--- Provided material ---
┄┄┄┄┄┄

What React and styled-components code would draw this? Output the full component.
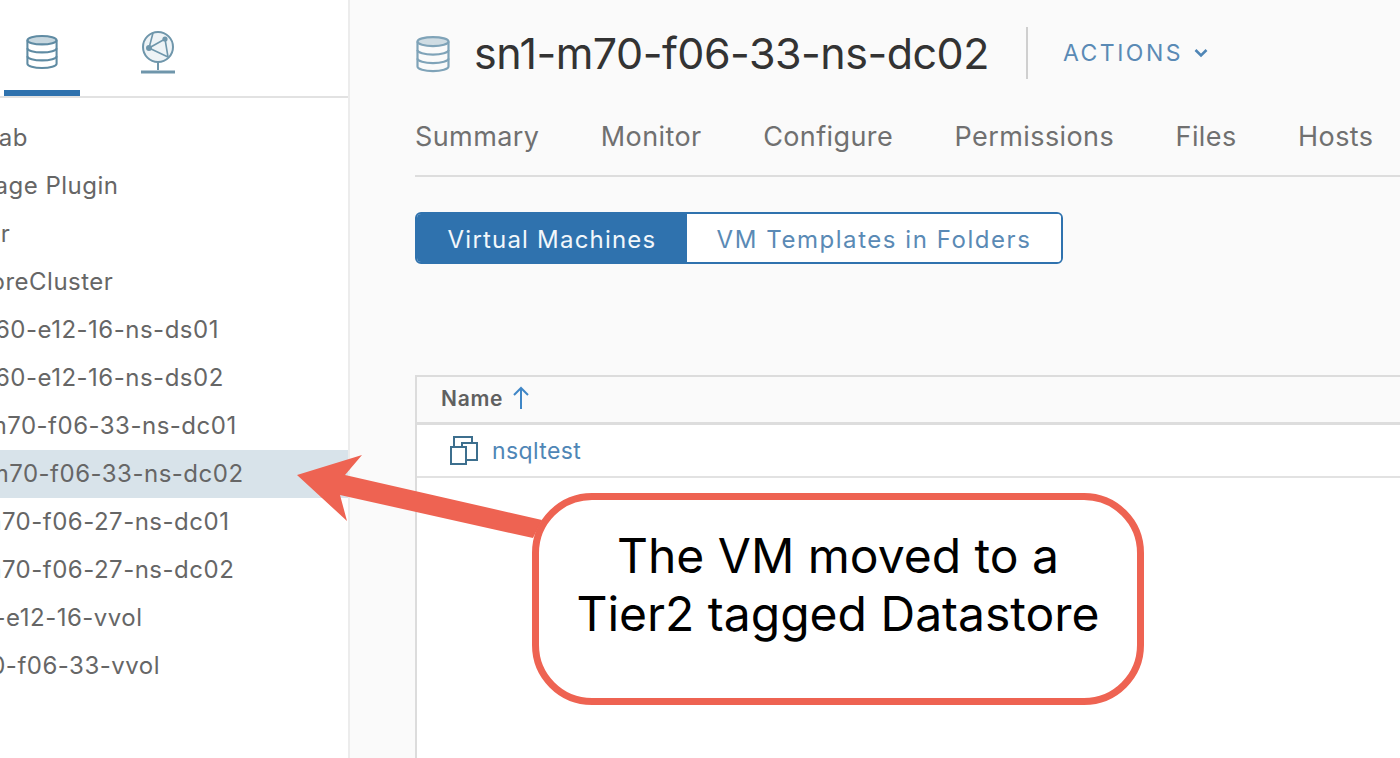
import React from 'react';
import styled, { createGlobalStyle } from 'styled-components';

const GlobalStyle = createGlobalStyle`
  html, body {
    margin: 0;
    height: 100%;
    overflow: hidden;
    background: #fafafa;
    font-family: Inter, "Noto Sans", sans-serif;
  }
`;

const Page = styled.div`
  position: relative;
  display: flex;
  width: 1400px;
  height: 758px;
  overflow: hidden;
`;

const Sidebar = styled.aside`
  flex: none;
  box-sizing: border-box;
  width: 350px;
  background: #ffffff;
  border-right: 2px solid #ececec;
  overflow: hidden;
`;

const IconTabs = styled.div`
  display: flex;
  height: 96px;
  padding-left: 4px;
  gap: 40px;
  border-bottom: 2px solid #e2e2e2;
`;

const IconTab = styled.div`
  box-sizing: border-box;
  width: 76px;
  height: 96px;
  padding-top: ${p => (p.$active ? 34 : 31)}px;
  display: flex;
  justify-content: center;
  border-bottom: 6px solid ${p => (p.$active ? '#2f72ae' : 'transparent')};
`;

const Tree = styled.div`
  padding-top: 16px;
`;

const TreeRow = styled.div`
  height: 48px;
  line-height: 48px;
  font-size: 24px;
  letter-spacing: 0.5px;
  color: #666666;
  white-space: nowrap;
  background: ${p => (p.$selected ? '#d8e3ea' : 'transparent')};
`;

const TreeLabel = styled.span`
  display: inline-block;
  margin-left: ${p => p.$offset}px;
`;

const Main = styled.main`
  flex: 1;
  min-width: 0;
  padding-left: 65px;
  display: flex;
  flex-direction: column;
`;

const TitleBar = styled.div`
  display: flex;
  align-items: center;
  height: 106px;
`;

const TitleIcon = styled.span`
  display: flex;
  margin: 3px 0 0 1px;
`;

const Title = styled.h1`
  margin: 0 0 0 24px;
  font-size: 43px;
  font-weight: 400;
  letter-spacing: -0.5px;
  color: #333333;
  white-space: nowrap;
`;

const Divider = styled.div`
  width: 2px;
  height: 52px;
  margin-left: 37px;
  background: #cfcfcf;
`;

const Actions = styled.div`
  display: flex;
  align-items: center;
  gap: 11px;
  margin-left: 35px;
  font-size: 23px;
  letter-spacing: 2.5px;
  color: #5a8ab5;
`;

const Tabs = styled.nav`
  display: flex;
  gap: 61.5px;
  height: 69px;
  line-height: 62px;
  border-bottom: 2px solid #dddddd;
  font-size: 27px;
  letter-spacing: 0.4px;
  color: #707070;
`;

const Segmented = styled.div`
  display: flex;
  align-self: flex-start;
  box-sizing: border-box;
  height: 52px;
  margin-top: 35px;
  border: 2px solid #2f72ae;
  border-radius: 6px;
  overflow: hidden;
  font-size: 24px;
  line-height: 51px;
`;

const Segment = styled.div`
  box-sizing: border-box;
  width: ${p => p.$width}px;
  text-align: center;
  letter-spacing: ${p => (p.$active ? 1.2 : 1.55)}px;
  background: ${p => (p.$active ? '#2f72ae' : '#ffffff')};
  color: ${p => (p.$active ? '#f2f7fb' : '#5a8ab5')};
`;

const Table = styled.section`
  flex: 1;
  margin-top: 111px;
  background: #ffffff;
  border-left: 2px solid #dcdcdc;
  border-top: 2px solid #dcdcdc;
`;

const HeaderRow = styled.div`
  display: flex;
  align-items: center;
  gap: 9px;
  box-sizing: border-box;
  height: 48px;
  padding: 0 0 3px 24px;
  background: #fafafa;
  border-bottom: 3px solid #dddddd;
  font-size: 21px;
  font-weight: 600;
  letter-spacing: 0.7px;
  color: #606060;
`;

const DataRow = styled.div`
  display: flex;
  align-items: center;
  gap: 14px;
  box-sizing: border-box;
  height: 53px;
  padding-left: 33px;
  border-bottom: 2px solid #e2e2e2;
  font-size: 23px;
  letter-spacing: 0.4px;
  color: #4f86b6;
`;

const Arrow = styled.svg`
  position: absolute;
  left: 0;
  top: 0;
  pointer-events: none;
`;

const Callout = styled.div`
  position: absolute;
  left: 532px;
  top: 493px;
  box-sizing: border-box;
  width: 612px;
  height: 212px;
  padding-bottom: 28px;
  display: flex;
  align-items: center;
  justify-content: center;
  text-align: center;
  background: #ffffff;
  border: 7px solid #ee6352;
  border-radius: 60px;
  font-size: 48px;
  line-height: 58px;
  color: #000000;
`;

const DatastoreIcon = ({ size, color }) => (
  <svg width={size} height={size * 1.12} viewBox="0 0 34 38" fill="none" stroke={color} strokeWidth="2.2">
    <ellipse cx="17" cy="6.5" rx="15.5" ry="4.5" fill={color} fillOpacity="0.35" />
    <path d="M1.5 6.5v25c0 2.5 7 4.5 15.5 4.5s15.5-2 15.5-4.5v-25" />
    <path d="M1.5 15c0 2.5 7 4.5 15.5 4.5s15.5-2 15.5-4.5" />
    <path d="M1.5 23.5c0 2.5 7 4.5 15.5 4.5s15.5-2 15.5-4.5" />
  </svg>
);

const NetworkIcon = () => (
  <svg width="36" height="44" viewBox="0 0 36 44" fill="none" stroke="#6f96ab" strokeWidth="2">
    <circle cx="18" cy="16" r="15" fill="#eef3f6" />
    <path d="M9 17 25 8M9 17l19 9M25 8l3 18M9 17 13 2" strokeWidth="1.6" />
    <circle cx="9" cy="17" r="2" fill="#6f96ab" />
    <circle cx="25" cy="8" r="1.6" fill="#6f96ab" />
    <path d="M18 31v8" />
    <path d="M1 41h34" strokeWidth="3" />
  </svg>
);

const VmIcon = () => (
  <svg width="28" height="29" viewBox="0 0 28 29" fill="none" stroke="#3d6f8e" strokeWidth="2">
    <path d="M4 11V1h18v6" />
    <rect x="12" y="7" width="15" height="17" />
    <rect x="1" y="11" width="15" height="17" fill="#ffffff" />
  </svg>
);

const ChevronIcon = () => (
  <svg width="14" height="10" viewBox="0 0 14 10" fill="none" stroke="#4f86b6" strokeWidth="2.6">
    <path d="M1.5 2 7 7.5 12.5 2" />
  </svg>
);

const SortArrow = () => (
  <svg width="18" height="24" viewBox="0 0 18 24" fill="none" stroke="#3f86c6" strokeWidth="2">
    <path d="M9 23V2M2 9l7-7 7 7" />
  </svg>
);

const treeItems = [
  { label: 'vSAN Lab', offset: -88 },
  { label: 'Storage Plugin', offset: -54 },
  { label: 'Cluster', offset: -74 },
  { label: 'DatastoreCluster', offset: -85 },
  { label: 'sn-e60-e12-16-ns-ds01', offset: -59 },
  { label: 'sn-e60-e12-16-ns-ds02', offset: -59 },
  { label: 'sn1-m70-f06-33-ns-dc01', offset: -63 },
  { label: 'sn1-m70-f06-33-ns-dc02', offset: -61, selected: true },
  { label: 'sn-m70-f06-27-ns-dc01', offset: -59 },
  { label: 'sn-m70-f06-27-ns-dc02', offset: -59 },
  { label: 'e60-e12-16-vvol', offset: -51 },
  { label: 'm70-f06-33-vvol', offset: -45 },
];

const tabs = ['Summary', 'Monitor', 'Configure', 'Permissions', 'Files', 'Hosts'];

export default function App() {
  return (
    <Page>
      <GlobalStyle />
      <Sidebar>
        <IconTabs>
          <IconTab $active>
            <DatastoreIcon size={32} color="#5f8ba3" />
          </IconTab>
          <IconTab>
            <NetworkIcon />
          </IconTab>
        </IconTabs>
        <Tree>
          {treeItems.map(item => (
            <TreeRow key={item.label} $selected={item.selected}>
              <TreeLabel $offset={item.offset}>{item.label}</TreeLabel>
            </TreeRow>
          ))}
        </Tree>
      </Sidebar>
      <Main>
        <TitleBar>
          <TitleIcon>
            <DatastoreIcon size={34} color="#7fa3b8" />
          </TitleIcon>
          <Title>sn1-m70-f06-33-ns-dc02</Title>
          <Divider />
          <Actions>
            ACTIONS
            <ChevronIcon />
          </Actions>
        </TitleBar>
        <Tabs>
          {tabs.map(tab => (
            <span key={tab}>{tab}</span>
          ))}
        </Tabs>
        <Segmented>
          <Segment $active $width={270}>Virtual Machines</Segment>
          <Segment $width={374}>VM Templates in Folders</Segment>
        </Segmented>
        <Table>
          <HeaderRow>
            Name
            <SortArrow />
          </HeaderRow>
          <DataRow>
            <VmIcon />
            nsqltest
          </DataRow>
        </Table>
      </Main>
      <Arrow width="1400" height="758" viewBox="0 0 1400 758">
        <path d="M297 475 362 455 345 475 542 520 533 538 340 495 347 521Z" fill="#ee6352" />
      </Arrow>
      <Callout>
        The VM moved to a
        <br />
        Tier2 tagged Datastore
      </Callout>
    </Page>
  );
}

┄┄┄┄┄┄

Nothing but a number is needed here: how many lines hold the string "components"?

--- Finished answer ---
2